Inflation led to wage hikes which led to more inflation which led to more wage hikes. It also led to temporary increase in interest rates. It also led to a relative reduction in debt. The working complained, as always, but did not mind. The ones not working did. Because of it, my mortgage disappeared in four years. The wage hikes like the ones found in the past environment will not be here; but neither is much of the control.

MernaMoose writes:

did public policy and the overall health of the economy seem worse than today? The same?

Public policy seemed at least as bad, and probably worse.

The economy to me seemed worse then than it does now. But as I said on the other thread, how big an issue the economy is depends much on a) how high up the economic ladder you are and b) whether or not you've got a job. Today I'm a lot higher up the ladder and I haven't lost my job (yet).

For those of us living on the lower end of the economic ladder, inflation was a real pain that we experienced every day.

shecky writes:

My recollection is that at the time, things seemed much worse back then. There was little popular faith in market based economic solutions. The country, used to being the dominant world power, had been demoralized first by Vietnam, and later by the Iranian hostage crisis. And there was a sense that falling quality of life issues like crime were on an unstoppable trend in the wrong direction.

In contrast today, it seems the same kind of hopelessness really isn't there. Even among the disgruntled tea party types, I get the sense that the gloom and doom is more show than not. A feeling that the negative trends are going to hurt the country as a whole more then them personally.

Rebecca Burlingame writes:

I graduated from high school in 1973 and spent two years in college before going into office work. While I was not economically aware in those days, I can tell you that it was tempting then to just go out into the world, grab a job and easily make house payments from secretarial work. Had I known just how much that would change I definitely would have finished a couple of degrees for teaching, I am going back now for remedial math now as I continue to study economics issues on my own.

Boonton writes:

One of the hard things about these types of comparisions is how difficult it is to part your own growth from the larger economy. Most people, for example, dramatically increase their income from their 20's to 30's to 40's simply due to advancing in the job market and building their skills and connections. Yet its hard to part this from overall economic growth which plugs along at a more modest pace of a few percentage points.

Another thing is how tricky it is to part the narratives that were laid down after the era from what people actually experienced during that era. For example, deregulationa nd Vocker were not introduced by Reagan but by Carter...even military rearmament.

That being said, my memories of the 70's were episodic and brief since I was just a kid. I remember my mom complaining about 'all that inflation' during the election that brought Reagan in.
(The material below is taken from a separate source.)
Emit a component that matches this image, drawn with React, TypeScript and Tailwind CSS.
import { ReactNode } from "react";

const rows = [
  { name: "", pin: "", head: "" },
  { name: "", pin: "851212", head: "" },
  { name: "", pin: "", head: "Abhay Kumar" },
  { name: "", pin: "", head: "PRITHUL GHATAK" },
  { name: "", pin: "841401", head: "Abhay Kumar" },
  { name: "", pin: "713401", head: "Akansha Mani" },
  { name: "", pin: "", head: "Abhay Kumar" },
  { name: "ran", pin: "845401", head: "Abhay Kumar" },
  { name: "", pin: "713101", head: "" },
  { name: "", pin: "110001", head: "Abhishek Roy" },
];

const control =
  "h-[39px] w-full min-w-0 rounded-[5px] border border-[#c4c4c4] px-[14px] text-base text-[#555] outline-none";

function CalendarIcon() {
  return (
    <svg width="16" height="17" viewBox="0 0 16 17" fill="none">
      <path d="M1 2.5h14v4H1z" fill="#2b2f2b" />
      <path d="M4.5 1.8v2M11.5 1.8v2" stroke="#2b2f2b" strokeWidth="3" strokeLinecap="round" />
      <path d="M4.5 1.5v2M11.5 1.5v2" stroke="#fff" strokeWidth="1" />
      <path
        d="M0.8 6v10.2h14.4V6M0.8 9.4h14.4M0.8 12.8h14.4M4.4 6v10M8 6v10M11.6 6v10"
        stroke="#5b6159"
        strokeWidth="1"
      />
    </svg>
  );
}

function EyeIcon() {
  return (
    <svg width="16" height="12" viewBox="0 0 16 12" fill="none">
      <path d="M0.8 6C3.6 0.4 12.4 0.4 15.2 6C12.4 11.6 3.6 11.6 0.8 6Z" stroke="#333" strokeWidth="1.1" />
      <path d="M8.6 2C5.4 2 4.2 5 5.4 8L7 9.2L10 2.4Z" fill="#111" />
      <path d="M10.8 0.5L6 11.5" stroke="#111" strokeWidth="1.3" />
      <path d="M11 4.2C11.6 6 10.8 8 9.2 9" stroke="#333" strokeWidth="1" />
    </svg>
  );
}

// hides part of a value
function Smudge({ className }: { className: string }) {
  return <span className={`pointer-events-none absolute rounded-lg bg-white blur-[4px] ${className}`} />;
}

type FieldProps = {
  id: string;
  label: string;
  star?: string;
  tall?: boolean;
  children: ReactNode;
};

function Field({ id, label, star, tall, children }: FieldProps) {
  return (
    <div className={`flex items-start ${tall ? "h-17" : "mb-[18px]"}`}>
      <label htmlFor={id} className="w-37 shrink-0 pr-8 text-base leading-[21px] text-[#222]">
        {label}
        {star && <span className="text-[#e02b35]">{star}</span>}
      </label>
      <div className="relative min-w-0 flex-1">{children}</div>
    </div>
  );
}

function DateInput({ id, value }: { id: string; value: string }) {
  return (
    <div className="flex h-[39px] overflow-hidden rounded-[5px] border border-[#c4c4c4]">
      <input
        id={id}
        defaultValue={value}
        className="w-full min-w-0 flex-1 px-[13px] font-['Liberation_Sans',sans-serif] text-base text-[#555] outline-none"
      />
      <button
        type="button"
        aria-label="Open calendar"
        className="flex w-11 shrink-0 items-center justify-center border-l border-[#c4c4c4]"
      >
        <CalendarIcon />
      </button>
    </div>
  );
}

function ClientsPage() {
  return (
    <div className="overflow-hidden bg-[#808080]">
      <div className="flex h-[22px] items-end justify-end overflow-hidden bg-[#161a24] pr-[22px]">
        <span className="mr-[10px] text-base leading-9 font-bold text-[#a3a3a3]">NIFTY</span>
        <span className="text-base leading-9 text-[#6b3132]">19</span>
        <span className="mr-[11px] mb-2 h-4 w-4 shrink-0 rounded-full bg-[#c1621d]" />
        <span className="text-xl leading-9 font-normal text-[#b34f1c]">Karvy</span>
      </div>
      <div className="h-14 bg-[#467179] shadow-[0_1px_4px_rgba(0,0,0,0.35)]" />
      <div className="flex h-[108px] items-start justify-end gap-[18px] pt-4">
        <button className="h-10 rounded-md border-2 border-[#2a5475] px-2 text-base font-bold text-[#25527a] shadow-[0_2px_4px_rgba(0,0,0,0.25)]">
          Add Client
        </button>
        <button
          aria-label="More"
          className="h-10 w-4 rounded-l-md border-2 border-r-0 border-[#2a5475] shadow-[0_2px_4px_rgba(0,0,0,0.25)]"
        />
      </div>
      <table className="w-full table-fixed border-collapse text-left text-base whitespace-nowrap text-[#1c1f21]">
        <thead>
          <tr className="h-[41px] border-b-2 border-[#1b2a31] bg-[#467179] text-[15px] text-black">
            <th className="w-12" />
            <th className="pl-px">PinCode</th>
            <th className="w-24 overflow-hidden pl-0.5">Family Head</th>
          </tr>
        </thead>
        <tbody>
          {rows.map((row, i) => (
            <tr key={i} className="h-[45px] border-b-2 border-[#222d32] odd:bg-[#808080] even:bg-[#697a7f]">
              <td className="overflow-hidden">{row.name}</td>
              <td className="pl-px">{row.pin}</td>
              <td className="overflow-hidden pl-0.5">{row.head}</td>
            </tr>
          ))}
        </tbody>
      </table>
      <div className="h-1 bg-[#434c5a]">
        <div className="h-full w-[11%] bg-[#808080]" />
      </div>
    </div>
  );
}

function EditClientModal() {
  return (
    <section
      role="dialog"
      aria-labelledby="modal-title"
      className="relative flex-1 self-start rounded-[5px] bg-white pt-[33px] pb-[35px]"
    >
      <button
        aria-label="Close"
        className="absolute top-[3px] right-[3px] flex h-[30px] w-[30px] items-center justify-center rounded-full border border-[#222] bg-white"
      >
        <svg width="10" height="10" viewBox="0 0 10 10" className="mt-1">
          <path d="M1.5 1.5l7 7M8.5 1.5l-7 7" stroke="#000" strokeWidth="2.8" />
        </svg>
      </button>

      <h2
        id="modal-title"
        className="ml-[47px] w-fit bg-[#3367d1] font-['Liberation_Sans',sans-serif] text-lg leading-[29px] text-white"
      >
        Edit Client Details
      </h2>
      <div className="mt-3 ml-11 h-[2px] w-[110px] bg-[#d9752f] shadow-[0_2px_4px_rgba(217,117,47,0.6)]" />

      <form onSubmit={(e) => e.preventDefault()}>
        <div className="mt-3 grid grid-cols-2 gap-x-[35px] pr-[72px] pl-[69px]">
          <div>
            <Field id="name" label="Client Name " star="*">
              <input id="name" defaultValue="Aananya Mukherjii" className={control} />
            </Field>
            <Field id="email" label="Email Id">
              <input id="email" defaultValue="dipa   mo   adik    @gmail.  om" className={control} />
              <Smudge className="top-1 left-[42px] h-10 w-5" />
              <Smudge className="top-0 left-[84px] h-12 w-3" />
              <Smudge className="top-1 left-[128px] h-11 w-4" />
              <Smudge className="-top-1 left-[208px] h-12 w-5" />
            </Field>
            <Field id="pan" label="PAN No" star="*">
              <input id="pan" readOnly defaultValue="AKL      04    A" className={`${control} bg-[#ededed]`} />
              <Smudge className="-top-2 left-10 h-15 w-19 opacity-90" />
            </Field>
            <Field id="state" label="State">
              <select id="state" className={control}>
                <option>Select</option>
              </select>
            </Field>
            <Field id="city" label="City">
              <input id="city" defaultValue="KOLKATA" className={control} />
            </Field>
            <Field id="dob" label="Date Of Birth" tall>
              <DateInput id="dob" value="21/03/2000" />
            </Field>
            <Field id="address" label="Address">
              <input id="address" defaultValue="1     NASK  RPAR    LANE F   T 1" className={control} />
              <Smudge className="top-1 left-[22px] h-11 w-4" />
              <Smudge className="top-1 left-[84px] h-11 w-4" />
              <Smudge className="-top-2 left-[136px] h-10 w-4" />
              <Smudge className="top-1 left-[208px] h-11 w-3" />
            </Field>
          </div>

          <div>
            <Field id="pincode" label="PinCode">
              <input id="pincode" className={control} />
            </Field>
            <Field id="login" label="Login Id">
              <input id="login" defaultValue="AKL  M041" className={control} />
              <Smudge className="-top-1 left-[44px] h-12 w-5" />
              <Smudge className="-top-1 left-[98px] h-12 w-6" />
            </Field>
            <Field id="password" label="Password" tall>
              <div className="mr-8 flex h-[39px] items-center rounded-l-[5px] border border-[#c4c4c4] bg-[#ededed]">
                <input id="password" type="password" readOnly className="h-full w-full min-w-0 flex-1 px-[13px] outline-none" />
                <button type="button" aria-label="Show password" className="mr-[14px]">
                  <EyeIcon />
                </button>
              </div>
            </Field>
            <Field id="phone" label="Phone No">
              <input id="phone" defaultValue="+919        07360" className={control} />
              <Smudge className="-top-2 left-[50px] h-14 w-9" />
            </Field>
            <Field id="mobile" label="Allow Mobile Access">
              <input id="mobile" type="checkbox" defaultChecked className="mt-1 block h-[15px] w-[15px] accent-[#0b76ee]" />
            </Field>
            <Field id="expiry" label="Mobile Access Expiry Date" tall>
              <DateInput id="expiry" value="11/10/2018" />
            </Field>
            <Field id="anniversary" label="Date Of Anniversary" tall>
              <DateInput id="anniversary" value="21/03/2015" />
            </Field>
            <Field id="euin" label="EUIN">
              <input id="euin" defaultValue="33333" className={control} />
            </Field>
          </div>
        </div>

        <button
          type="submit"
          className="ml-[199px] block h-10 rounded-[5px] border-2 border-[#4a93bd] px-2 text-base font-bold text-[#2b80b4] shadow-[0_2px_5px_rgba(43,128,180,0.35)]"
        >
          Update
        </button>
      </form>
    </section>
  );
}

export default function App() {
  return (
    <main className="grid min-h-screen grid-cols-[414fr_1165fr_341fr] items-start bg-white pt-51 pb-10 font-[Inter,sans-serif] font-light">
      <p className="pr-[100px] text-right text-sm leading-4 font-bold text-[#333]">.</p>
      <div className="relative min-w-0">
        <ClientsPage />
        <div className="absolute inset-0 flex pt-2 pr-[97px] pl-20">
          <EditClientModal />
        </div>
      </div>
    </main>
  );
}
I have a fuzzy memory of news reports about an impending strike and my mom buying meat at the supermarket to stock up. Other than that I have watched a lot of sci-fi movies from the era and from them it seems:

* Central planning was accepted but considered kind of irrelevant. In movies like Logan's Run and Star Trek goods are so easily available, energy is so cheap that what you want is basically there. No one seem to worry about meeting market demands but then no one seems to have to worry about doing any actual planning in central planning.

* Leaders tend to be straight foward. Take the old Battlestar Galactica. They arrive at some world with human like aliens on it suffering from pollution or impending nuclear war. The wise leaders have the solutions to these 'primitive' problems. Leaders, like Adama, are pure goodness. Or if they are pure evil. Nixon, for example, is depicted as a schemer but still he is basically intelligent. Today, though, leaders are depicted as ignorant. Adama today is unsure of himself, unable to know the consquences of his decisions. He is still good but good results are not guaranteed from following him. Bush, likewise, is not often depicted as a schemer but a fool. A man who thinks he is pulling all the strings but is as ignorant as a child to how the world really works.
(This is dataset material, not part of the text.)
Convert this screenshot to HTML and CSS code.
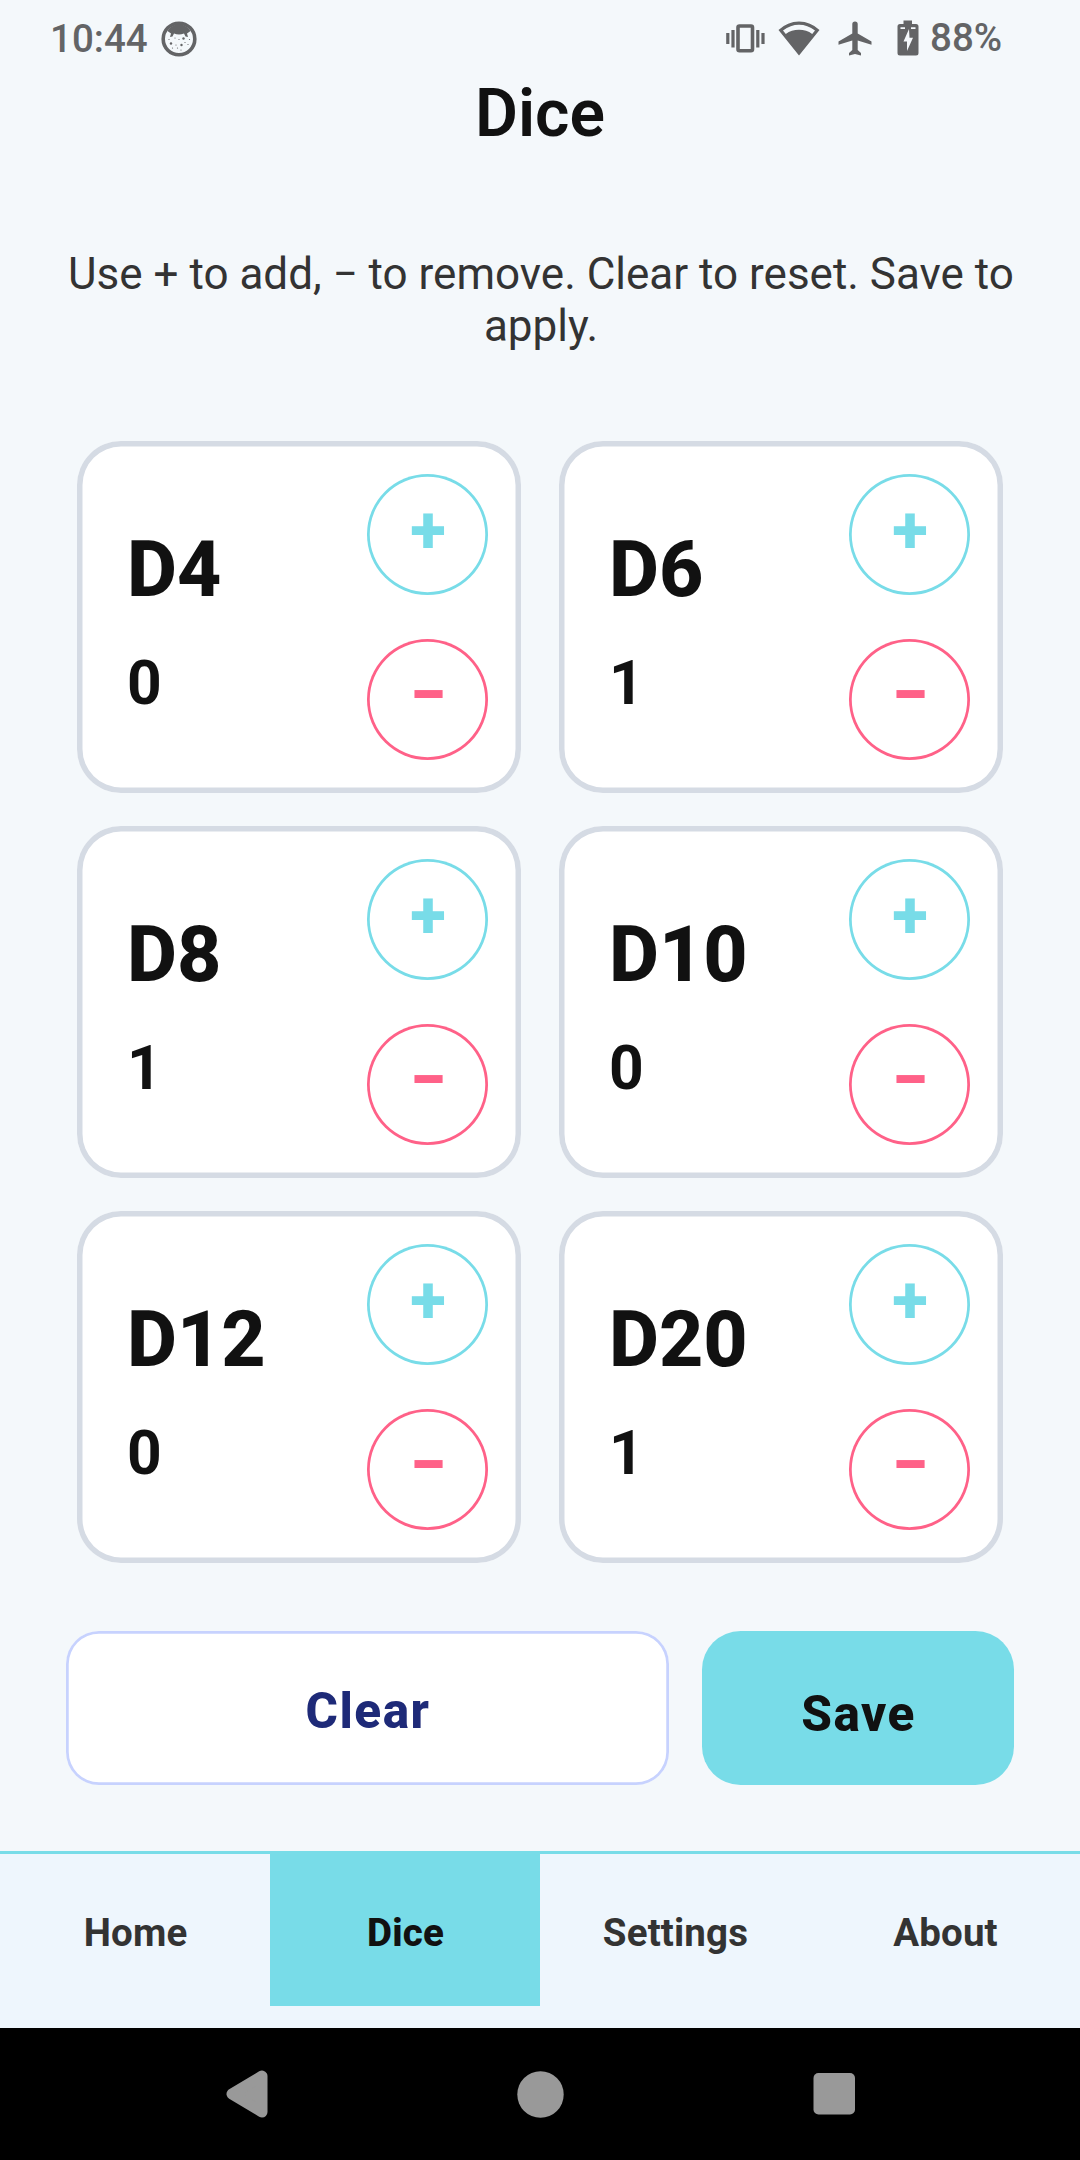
FILE: index.html
```html
<!DOCTYPE html>
<html lang="en">
<head>
<meta charset="utf-8">
<title>Dice</title>
<link rel="stylesheet" href="styles.css">
</head>
<body>
<header class="status">
  <span class="status-text clock">10:44</span>
  <svg class="face" width="36" height="36" viewBox="0 0 36 36"><circle cx="18" cy="18" r="15.800" fill="none" stroke="#636466" stroke-width="3.600"/><path d="M6.500 10C12 1 24 1 29.500 10L26 12.500L27 16L24.500 15.500L23 12.500Q18 14.500 13 12.500L11.500 15.500L9 16L10 12.500Z" fill="#636466"/><g fill="#636466"><circle cx="10" cy="22.500" r="1.200"/><circle cx="22.500" cy="17.500" r="1.200"/><circle cx="20.500" cy="24" r="1.200"/><circle cx="14" cy="17" r=".6"/><circle cx="18" cy="18.500" r=".6"/><circle cx="15" cy="24" r=".6"/><circle cx="11.500" cy="27" r=".6"/><circle cx="16.500" cy="27" r=".6"/><circle cx="24" cy="21.500" r=".6"/><circle cx="27" cy="23.500" r=".6"/><circle cx="20" cy="29" r=".6"/><circle cx="28.500" cy="18.500" r=".6"/><circle cx="8" cy="18.500" r=".6"/></g></svg>
  <span class="spacer"></span>
  <svg class="vibrate" width="39" height="29" viewBox="0 0 39 29"><rect x="12" y="2" width="14.500" height="24.800" rx="1.500" fill="none" stroke="#636466" stroke-width="3.600"/><path d="M1.800 9V20M7 6V23.500M31.800 6V23.500M37 9V20" stroke="#636466" stroke-width="3.200"/></svg>
  <svg class="wifi" width="42" height="35" viewBox="0 0 42 35"><path fill-rule="evenodd" fill="#636466" d="M21 34.500L.5 9Q9.500 .5 21 .5T41.500 9ZM5 9.500L7.800 13Q13.500 8.800 21 8.800T34.200 13L37 9.500Q29.500 3.800 21 3.800T5 9.500Z"/></svg>
  <svg class="plane" width="34" height="35" viewBox="0 0 34 35"><path fill="#636466" d="M14.300 3Q14.300 .5 17 .5T19.700 3V12.500L33.500 20.500V23.800L19.700 19.500V29L23 32V34.500L17 33L11 34.500V32L14.300 29V19.500L.5 23.800V20.500L14.300 12.500Z"/></svg>
  <svg class="battery" width="22" height="36" viewBox="0 0 22 36"><path fill="#636466" d="M6.500 .5H15V4H19Q21.500 4 21.500 6.500V33Q21.500 35.500 19 35.500H3Q.5 35.500 .5 33V6.500Q.5 4 3 4H6.500Z"/><path fill="#f4f8fb" d="M3.500 7.300H8V9H3.500ZM14 7.300H18.500V9H14ZM12 9L6.500 21.500H10V31L16 17.800H12.500Z"/></svg>
  <span class="status-text battery-text">88%</span>
</header>
<main class="main">
  <h1 class="title">Dice</h1>
  <p class="hint">Use + to add, − to remove. Clear to reset. Save to apply.</p>
  <section class="grid">
    <article class="card"><div class="info"><h2 class="name">D4</h2><span class="count">0</span></div><div class="controls"><button class="round plus">+</button><button class="round minus">−</button></div></article>
    <article class="card"><div class="info"><h2 class="name">D6</h2><span class="count">1</span></div><div class="controls"><button class="round plus">+</button><button class="round minus">−</button></div></article>
    <article class="card"><div class="info"><h2 class="name">D8</h2><span class="count">1</span></div><div class="controls"><button class="round plus">+</button><button class="round minus">−</button></div></article>
    <article class="card"><div class="info"><h2 class="name">D10</h2><span class="count">0</span></div><div class="controls"><button class="round plus">+</button><button class="round minus">−</button></div></article>
    <article class="card"><div class="info"><h2 class="name">D12</h2><span class="count">0</span></div><div class="controls"><button class="round plus">+</button><button class="round minus">−</button></div></article>
    <article class="card"><div class="info"><h2 class="name">D20</h2><span class="count">1</span></div><div class="controls"><button class="round plus">+</button><button class="round minus">−</button></div></article>
  </section>
  <div class="actions"><button class="action clear">Clear</button><button class="action save">Save</button></div>
</main>
<nav class="tabs">
  <a class="tab">Home</a><a class="tab active">Dice</a><a class="tab">Settings</a><a class="tab">About</a>
</nav>
<footer class="system">
  <svg width="42" height="48" viewBox="0 0 42 48"><path d="M36 6V42L6 24Z" fill="#999" stroke="#999" stroke-width="11" stroke-linejoin="round"/></svg>
  <svg width="47" height="47" viewBox="0 0 47 47"><circle cx="23.500" cy="23.500" r="23.200" fill="#999"/></svg>
  <svg width="42" height="42" viewBox="0 0 42 42"><rect x=".5" width="41.500" height="41.500" rx="5" fill="#999"/></svg>
</footer>
</body>
</html>
```
FILE: styles.css
```css
* { box-sizing: border-box; }
body {
  margin: 0;
  width: 1080px;
  height: 2160px;
  display: flex;
  flex-direction: column;
  background: #f4f8fb;
  color: #111;
  font-family: Roboto, sans-serif;
  overflow: hidden;
}
button { font-family: inherit; padding: 0; margin: 0; border: 0; }
svg { display: block; flex: none; }
.status { height: 75px; display: flex; align-items: flex-start; padding: 0 78px 0 50px; }
.status-text { font-size: 38.5px; line-height: 46px; margin-top: 16px; font-weight: 500; color: #636466; }
.clock { width: 99px; }
.face { margin: 21px 0 0 12px; }
.spacer { flex: 1; }
.vibrate { margin: 24px 13px 0 0; }
.wifi { margin: 21px 18px 0 0; }
.plane { margin: 21px 25px 0 0; }
.battery { margin: 20px 11px 0 0; }
.battery-text { width: 72px; margin-top: 15px; }
.main { flex: 1; display: flex; flex-direction: column; }
.title { margin: 0; text-align: center; font-size: 66px; line-height: 78px; font-weight: 600; }
.hint { margin: 95px 59px 0 61px; text-align: center; font-size: 44px; line-height: 52px; color: #333; }
.grid { display: grid; grid-template-columns: 444px 444px; grid-auto-rows: 352px; gap: 33px 38px; margin: 89px 77px 0; }
.card { display: flex; justify-content: space-between; background: #fff; box-shadow: inset 0 0 0 5.5px #d5dbe4; border-radius: 44px; padding: 33px 33px 0 50px; }
.info { display: flex; flex-direction: column; padding-top: 51px; }
.name { margin: 0; font-size: 77px; line-height: 90px; font-weight: 800; }
.count { margin-top: 33px; font-size: 60.5px; line-height: 71px; font-weight: 700; }
.controls { display: flex; flex-direction: column; gap: 44px; }
.round { width: 121px; height: 121px; border-radius: 50%; box-shadow: inset 0 0 0 2.75px currentColor; background: #fff; font-size: 66px; line-height: 77px; font-weight: 800; padding-bottom: 8px; }
.plus { color: #78dce8; padding-left: 1px; }
.minus { color: #ff6188; padding: 0 0 10px 1px; }
.actions { display: flex; gap: 33px; margin: 68px 66px 1px; }
.action { height: 154px; font-size: 49.5px; line-height: 58px; font-weight: 800; letter-spacing: 1.5px; }
.clear { width: 603px; box-shadow: inset 0 0 0 2.75px #c7d2fe; border-radius: 33px; background: #fff; color: #1e2a78; padding: 6px 0 0 1px; }
.save { width: 312px; border-radius: 38.5px; background: #78dce8; color: #111; padding: 11px 0 0 1px; }
.tabs { height: 177px; display: flex; align-items: flex-start; border-top: 3px solid #78dce8; background: #eef6fd; }
.tab { flex: 1; height: 152px; text-align: center; line-height: 45px; padding: 56px 0 0 1px; font-size: 38.5px; font-weight: 700; color: #333; letter-spacing: 0.15px; }
.active { background: #78dce8; color: #111; font-weight: 800; }
.system { height: 132px; display: flex; align-items: center; justify-content: space-between; padding: 0 225px 0 226px; background: #000; }
```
I suppose this carries over to other media. Vietnam, for example, is often depicted as a foolish mistake....getting into someone else's fight. But compare that to The Hurt Locker. There is no 'someone else', its numerous 'insurgents' who seem to have no common agenda, good or bad. No common cause who seem to blow each other up as much as Americans. Might society today have adopted a Hayek inspired meme that says society itself is basically incomprehensibly complicated?

nohype writes:

"When you answer, try to avoid hindsight bias; I want to know how the situation looked to you at the time."

Is that possible?

In the 1960s, when I was an undergraduate, the elite of the economics profession (Samuelson, Heller, Okun, Tobin, etc.) was convinced that it could fine-tune the economy. As the 1970s unfolded, history laughed at these people. The press had lots of stories about the crisis in economics, and few if any of those stories recognized that only one school of thought, the dominant Keynesian one, was having that crisis. Then as now the newspaper and television media were economically illiterate.

Arthur Burns was on paper the most capable person ever to lead the Fed, but in practice he was a disaster. Sometimes credentials do not tell you much. (But Burns might have been better than his successor, the forgettable and forgotten G. William Miller.)

The public, the intelligentsia, and even many economists supported the introduction of wage-price controls. Then as today people who have faith in markets were considered to be dogmatic ideologues while those who have faith in government were considered to be reasonable pragmatists.

By the end of the decade, inflation was double digits and I did not see how it would end because I did not believe that the Fed would have the courage to act as it did in the early 1980s. There is good reason that Paul Volcker is considered to be one of the great Fed Chairmen.

The problem with trying to be objective is that the problems of the 1970s disappeared because we had a change in leadership that took us on a different path. So in retrospect we know that the problems of time were solvable and so they see less important. We do not know if we will get the leadership in the next few years that will put us on a path that will resolve our current problems. So we do not know how serious today's problems are.